Review: By Fire, By Water, by Mitchell James Kaplan

In By Fire, By Water, author Mitchell James Kaplan invites the reader to stand with Luis de Santàngel (Finance Minister to King Ferdinand) at perhaps the most pivotal moment in Spanish history.

Here, four events come together around Santàngel, illustrating him as a centrifugal force – seemingly at once controlling and controlled by the historical timeline. The events involved are the Spanish Inquisition, Ferdinand and Isabella (Ysabel)’s campaign against (and subsequent hegemony of) Granada, the exile of Jews from Spain, and Columbus’ “discovery” of the “New World.” Historically, these events did occur near-simultaneously, but in narrative that can become tricky, especially when the main character is involved in all of them.

Perhaps for this reason, Kaplan employs a somewhat indefinite timeline. The story seems to float in space, using ambiguous time markers, “some time later,” etc. While this ambiguity is useful, it has its casualties. Many of the supporting characters (male more than female – the female characters in the book are surprisingly strong and make for interesting, complicated studies) get lost in weak side plotlines (Serero, for example, seems to vanish into thin air).

Whereas there’s a lack of specificity in terms of time, there is sometimes over-specificity when it comes to historical detail. I speak here specifically, not of Kaplan’s grasp on visceral descriptions such as he uses for Estefan’s wounds or in the novel’s few depictions of murder but, of passages where Kaplan seeks factual accuracy as illustrated in his description of torture devices.

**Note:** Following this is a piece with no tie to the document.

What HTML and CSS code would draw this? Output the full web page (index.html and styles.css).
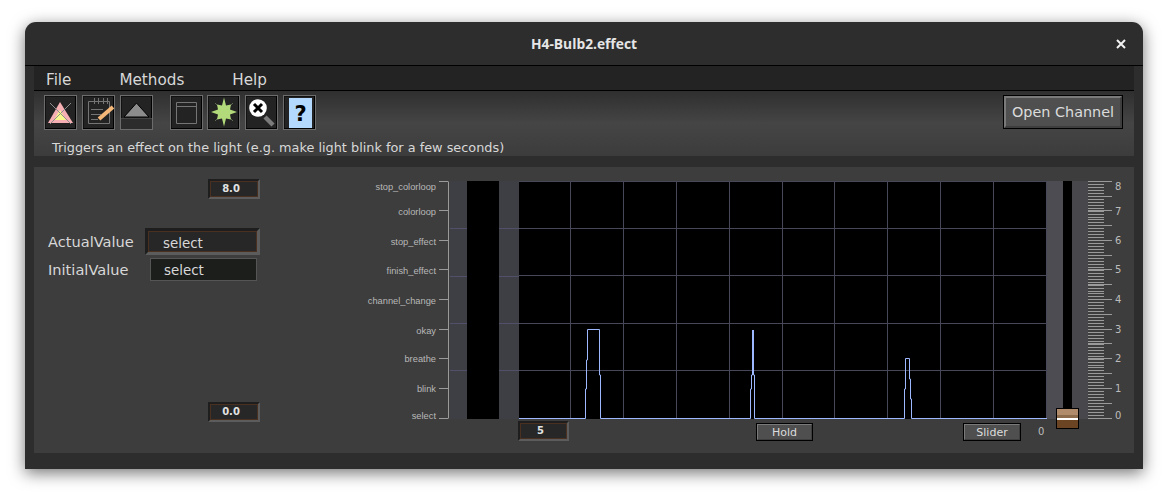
FILE: index.html
```html
<!DOCTYPE html>
<html lang="en">
<head>
  <meta charset="UTF-8">
  <title>H4-Bulb2.effect</title>
  <link rel="stylesheet" href="styles.css">
</head>
<body>
  <div class="window">
    <div class="titlebar">
      <span></span>
      <span class="title">H4-Bulb2.effect</span>
      <svg class="close" width="10" height="10" viewBox="0 0 10 10"><path d="M1 1L9 9M9 1L1 9"/></svg>
    </div>

    <div class="content">
      <div class="menubar">
        <span>File</span>
        <span>Methods</span>
        <span>Help</span>
      </div>

      <div class="toolbar">
        <div class="tools">
          <div class="tool">
            <svg viewBox="0 0 31 33">
              <path d="M15 6L28 27H3Z" fill="#f6b0b4"/>
              <path d="M15 14L21 24H9Z" fill="#f8f88c"/>
              <path d="M5 7L26 28M26 7L5 28" stroke="#8c8c8c" stroke-width="1" fill="none"/>
            </svg>
          </div>
          <div class="tool">
            <svg viewBox="0 0 31 33">
              <path d="M5.5 5.5H26.5V27.5H5.5Z M8 13.5H20M8 18.5H18M8 23.5H15 M11.5 2V8M15.5 2V8M20.5 2V8M24.5 2V8" stroke="#757575" fill="none"/>
              <path d="M16 23L30 11" stroke="#f5b878" stroke-width="4" fill="none"/>
            </svg>
          </div>
          <div class="tool">
            <svg viewBox="0 0 31 33">
              <rect x="0" y="22" width="31" height="11" fill="#2c2c2c"/>
              <path d="M15.5 7L28 21H3Z" fill="#8c8c8c" stroke="#000"/>
              <path d="M0 22.5H31" stroke="#444"/>
            </svg>
          </div>
          <div class="tool group-start">
            <svg viewBox="0 0 31 33">
              <path d="M5.5 6.5H25.5V27.5H5.5Z M5.5 10.5H25.5" stroke="#757575" fill="none"/>
            </svg>
          </div>
          <div class="tool">
            <svg viewBox="0 0 31 33">
              <path d="M7 7L25 25M25 7L7 25" stroke="#5f6b50" stroke-width="1"/>
              <path d="M16 1.5L18 9.5L23 8.5L22 13.5L29 16L22 18.5L23 23.5L18 22.5L16 30.5L14 22.5L9 23.5L10 18.5L3 16L10 13.5L9 8.5L14 9.5Z" fill="#b2da7a"/>
            </svg>
          </div>
          <div class="tool">
            <svg viewBox="0 0 31 33">
              <path d="M19 21L27 29" stroke="#7b7b7b" stroke-width="4.5"/>
              <circle cx="12" cy="12" r="8.8" fill="#fff"/>
              <path d="M8 8L16 16M16 8L8 16" stroke="#000" stroke-width="3"/>
            </svg>
          </div>
          <div class="tool">
            <svg viewBox="0 0 31 33">
              <rect x="5" y="2" width="23" height="30" fill="#b3d9ff"/>
              <text x="16.5" y="25" class="help-mark">?</text>
            </svg>
          </div>
          <button class="open-channel">Open Channel</button>
        </div>
        <div class="status">Triggers an effect on the light (e.g. make light blink for a few seconds)</div>
      </div>

      <div class="panel">
        <div class="values">
          <div class="num-box">8.0</div>
          <div class="row actual-row">
            <span class="actual-label">ActualValue</span>
            <div class="select-box">select</div>
          </div>
          <div class="row initial-row">
            <span class="initial-label">InitialValue</span>
            <div class="select-plain">select</div>
          </div>
          <div class="num-box bottom">0.0</div>
        </div>

        <div class="graph">
          <svg class="plot" width="765" height="245" viewBox="360 175 765 245">
            <!-- y axis -->
            <path class="axis" d="M448.5 181.5V418.5M439 181.5H448M439 210.5H448M439 240.5H448M439 269.5H448M439 299.5H448M439 329.5H448M439 358.5H448M439 388.5H448M439 418.5H448"/>
            <text class="tick" x="436" y="190">stop_colorloop</text>
            <text class="tick" x="436" y="215">colorloop</text>
            <text class="tick" x="436" y="245">stop_effect</text>
            <text class="tick" x="436" y="274">finish_effect</text>
            <text class="tick" x="436" y="304">channel_change</text>
            <text class="tick" x="436" y="334">okay</text>
            <text class="tick" x="436" y="362">breathe</text>
            <text class="tick" x="436" y="392">blink</text>
            <text class="tick" x="436" y="419">select</text>

            <!-- strips and plot area -->
            <rect x="450" y="181" width="69" height="238" fill="#3e3e45"/>
            <rect x="467" y="181" width="32" height="238" fill="#000"/>
            <rect x="519" y="181" width="528" height="238" fill="#000"/>
            <path class="grid-h" d="M450 228.5H467M450 276.5H467M450 323.5H467M450 370.5H467M499 228.5H519M499 276.5H519M499 323.5H519M499 370.5H519"/>
            <path class="grid" d="M519 181.5H1046M519 228.5H1046M519 275.5H1046M519 323.5H1046M519 370.5H1046M570.5 181V418M623.5 181V418M676.5 181V418M729.5 181V418M782.5 181V418M834.5 181V418M887.5 181V418M940.5 181V418M993.5 181V418M1046.5 181V418"/>
            <path class="trace" d="M519 418.5H585.5V389H586.5V360H587.5V329.5H599.5V375H600.5V418.5H750.5V389H751.5V375H752.5V330M753.5 330V375H754.5V418.5H904.5V389H905.5V358.5H909.5V379H910.5V399H911.5V418.5H1047"/>

            <!-- slider -->
            <rect x="1047" y="181" width="41" height="238" fill="#4c4c52"/>
            <rect x="1072" y="181" width="16" height="238" fill="#47474c"/>
            <rect x="1063" y="181" width="9" height="238" fill="#000"/>

            <!-- ruler -->
            <line class="ruler-minor" x1="1096" y1="181" x2="1096" y2="419"/>
            <path class="axis" d="M1088 181.5H1112M1088 196.5H1112M1088 210.5H1112M1088 225.5H1112M1088 240.5H1112M1088 255.5H1112M1088 269.5H1112M1088 284.5H1112M1088 299.5H1112M1088 314.5H1112M1088 329.5H1112M1088 343.5H1112M1088 358.5H1112M1088 373.5H1112M1088 388.5H1112M1088 403.5H1112M1088 418.5H1112"/>
            <text class="ruler-num" x="1115" y="190">8</text>
            <text class="ruler-num" x="1115" y="215">7</text>
            <text class="ruler-num" x="1115" y="244">6</text>
            <text class="ruler-num" x="1115" y="273">5</text>
            <text class="ruler-num" x="1115" y="303">4</text>
            <text class="ruler-num" x="1115" y="333">3</text>
            <text class="ruler-num" x="1115" y="362">2</text>
            <text class="ruler-num" x="1115" y="392">1</text>
            <text class="ruler-num" x="1115" y="419">0</text>

            <!-- slider thumb -->
            <rect x="1056.5" y="408.5" width="22" height="20" fill="#6b4523" stroke="#000"/>
            <rect x="1057" y="409" width="21" height="6" fill="#b08c6c"/>
            <rect x="1057" y="415" width="21" height="3" fill="#8c6c4c"/>
            <rect x="1057" y="418" width="21" height="2" fill="#fff"/>
          </svg>
          <div class="graph-controls">
            <div class="num-box wide">5</div>
            <button class="small-btn hold">Hold</button>
            <button class="small-btn slider">Slider</button>
            <span class="zero">0</span>
          </div>
        </div>
      </div>
    </div>
  </div>
</body>
</html>
```

FILE: styles.css
```css
html {
  background: #fff;
}
body {
  margin: 0;
  padding: 22px 25px 28px;
  font-family: "DejaVu Sans", sans-serif;
  color: #d8d8d8;
}
.window {
  width: 1118px;
  height: 447px;
  display: flex;
  flex-direction: column;
  background: #2d2d2d;
  border-radius: 11px 11px 0 0;
  box-shadow: 0 4px 16px rgba(0, 0, 0, 0.55);
}
.titlebar {
  height: 43px;
  flex: none;
  display: grid;
  grid-template-columns: 1fr auto 1fr;
  align-items: center;
  border-bottom: 1px solid #000;
}
.title {
  font-family: "Open Sans", sans-serif;
  font-size: 13.8px;
  font-weight: 700;
  color: #e6e6e6;
}
.close {
  justify-self: end;
  margin-right: 17px;
  stroke: #f2f2f2;
  stroke-width: 2;
}
.content {
  padding: 0 9px;
}
.menubar {
  height: 20px;
  padding: 4px 0 0 12px;
  display: flex;
  gap: 48px;
  align-items: center;
  background: #232323;
  border-bottom: 1px solid #000;
  font-size: 15.2px;
}
.toolbar {
  height: 65px;
  box-sizing: border-box;
  padding: 4px 11px 0 10px;
  background: linear-gradient(#2f2f2f, #454545 50%, #3c3c3c);
}
.tools {
  display: flex;
  gap: 5px;
  align-items: flex-start;
}
.tool {
  width: 33px;
  height: 35px;
  box-sizing: border-box;
  border: 1px solid #6c6c6c;
  background: #232323;
  box-shadow: inset -1px -1px 0 #000, inset 1px 1px 0 #111;
}
.tool svg {
  display: block;
  width: 31px;
  height: 33px;
}
.group-start {
  margin: 0 -1px 0 12px;
}
.help-mark {
  font-family: "DejaVu Sans", sans-serif;
  font-size: 21px;
  font-weight: 700;
  text-anchor: middle;
  fill: #000;
}
.open-channel {
  margin-left: auto;
  width: 120px;
  height: 34px;
  padding: 0;
  font-family: "DejaVu Sans", sans-serif;
  font-size: 14.4px;
  color: #dcdcdc;
  background: #4f4f4f;
  border: 3px solid;
  border-color: #7a7a7a #3e3e3e #3e3e3e #7a7a7a;
  outline: 1px solid #000;
  outline-offset: -1px;
}
.status {
  margin: 10px 0 0 8px;
  font-size: 12.85px;
  line-height: 16px;
  color: #d8d8d8;
}
.panel {
  margin-top: 11px;
  height: 286px;
  display: flex;
  background: #3d3d3d;
}
.values {
  width: 226px;
  box-sizing: border-box;
  padding: 12px 0 31px 14px;
  display: flex;
  flex-direction: column;
  font-size: 14.6px;
}
.num-box {
  align-self: flex-end;
  width: 52px;
  height: 20px;
  box-sizing: border-box;
  padding-right: 6px;
  border: 2px solid;
  border-color: #1e1e1e #5c5c5c #5c5c5c #1e1e1e;
  outline: 1px solid #4a3020;
  outline-offset: -3px;
  background: #272727;
  font-size: 10px;
  font-weight: 700;
  line-height: 16px;
  text-align: center;
  color: #e2e2e2;
}
.num-box.bottom {
  margin-top: auto;
}
.row {
  display: flex;
  align-items: center;
}
.actual-row {
  margin-top: 29px;
  height: 27px;
}
.actual-label {
  width: 98px;
}
.initial-row {
  margin-top: 3px;
  height: 23px;
}
.initial-label {
  width: 102px;
}
.select-box {
  width: 116px;
  height: 27px;
  box-sizing: border-box;
  border: 3px solid;
  border-color: #1e1e1e #5c5c5c #5c5c5c #1e1e1e;
  outline: 1px solid #4a3020;
  outline-offset: -4px;
  background: #272727;
  padding-left: 15px;
  font-size: 13.4px;
  line-height: 25px;
}
.select-plain {
  width: 107px;
  height: 23px;
  box-sizing: border-box;
  border: 1px solid #555;
  background: #1c1e1c;
  padding-left: 13px;
  font-size: 13.4px;
  line-height: 24px;
}
.graph {
  margin: 8px 0 0 100px;
}
.plot {
  display: block;
  overflow: visible;
}
.axis {
  stroke: #9a9a9a;
  fill: none;
}
.tick {
  font-family: "Liberation Sans", sans-serif;
  font-size: 9.3px;
  fill: #b8b8b8;
  text-anchor: end;
}
.grid-h {
  stroke: #50506a;
  fill: none;
}
.grid {
  stroke: #47475a;
  fill: none;
}
.trace {
  stroke: #9db8ff;
  fill: none;
}
.ruler-minor {
  stroke: #9a9a9a;
  stroke-width: 16;
  stroke-dasharray: 1 1.96;
  shape-rendering: crispEdges;
}
.ruler-num {
  font-size: 10px;
  fill: #bcbcbc;
}
.graph-controls {
  display: flex;
  align-items: flex-start;
  padding: 1px 0 0 158px;
}
.num-box.wide {
  align-self: flex-start;
  width: 51px;
}
.small-btn {
  margin-top: 2px;
  height: 18px;
  padding: 0;
  font-family: "DejaVu Sans", sans-serif;
  font-size: 11px;
  color: #dcdcdc;
  background: #4f4f4f;
  border: 2px solid;
  border-color: #7a7a7a #3e3e3e #3e3e3e #7a7a7a;
  outline: 1px solid #000;
  outline-offset: -1px;
}
.hold {
  width: 57px;
  margin-left: 187px;
}
.slider {
  width: 58px;
  margin-left: 150px;
}
.zero {
  margin: 5px 0 0 17px;
  font-size: 10px;
  line-height: 12px;
  color: #bcbcbc;
}
```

Instead of using narrative foreboding, he lapses into stagnant dialogue, forcing the describing character to sound like an encyclopedia.

But aside from the minor stylistic deficiencies, this story is rich and, despite my lack of knowledge of this period, it kept me interested. The fictional characters (such as Judith Migdal) are woven together perfectly with those who have real history (such as Judith’s “nephew” Levi, who did in fact exist, by the name of Luis de Torres). My one issue on that point (and the only moment that seemed truly awkward within the narrative) was Torquemada’s vision. It’s the one really supernatural (divine?) moment (unless you count the promising appearance of the vivid rainbow in the sky later on), and it just feels out of place…a stitch or two off, you might say.

With the question of religion and the superiority of belief as the debate on the table, it seems curious that the author would include the veritable villain’s vision. But while there is much in the account to weigh on the soul, there is brightness in the message of freedom coupled with hope. It's a really excellent read (I might even call it essential) if you're into Spanish or Jewish history.

This period is so often glossed over as "and then Christopher Columbus got permission from Ferdinand and Isabel to go sailing and find a new Westerly route to India, but instead he found the Bahamas," and there's just so much more to it than that. And considering my information on the subject was limited to that, and "The Inquisition" song from Mel Brooks' "History of the World: Part I," I feel much more informed now.

This was my first historical fiction book of 2011. As I said before, I've committed to reading 20 HF books this year. One down, 19 to go!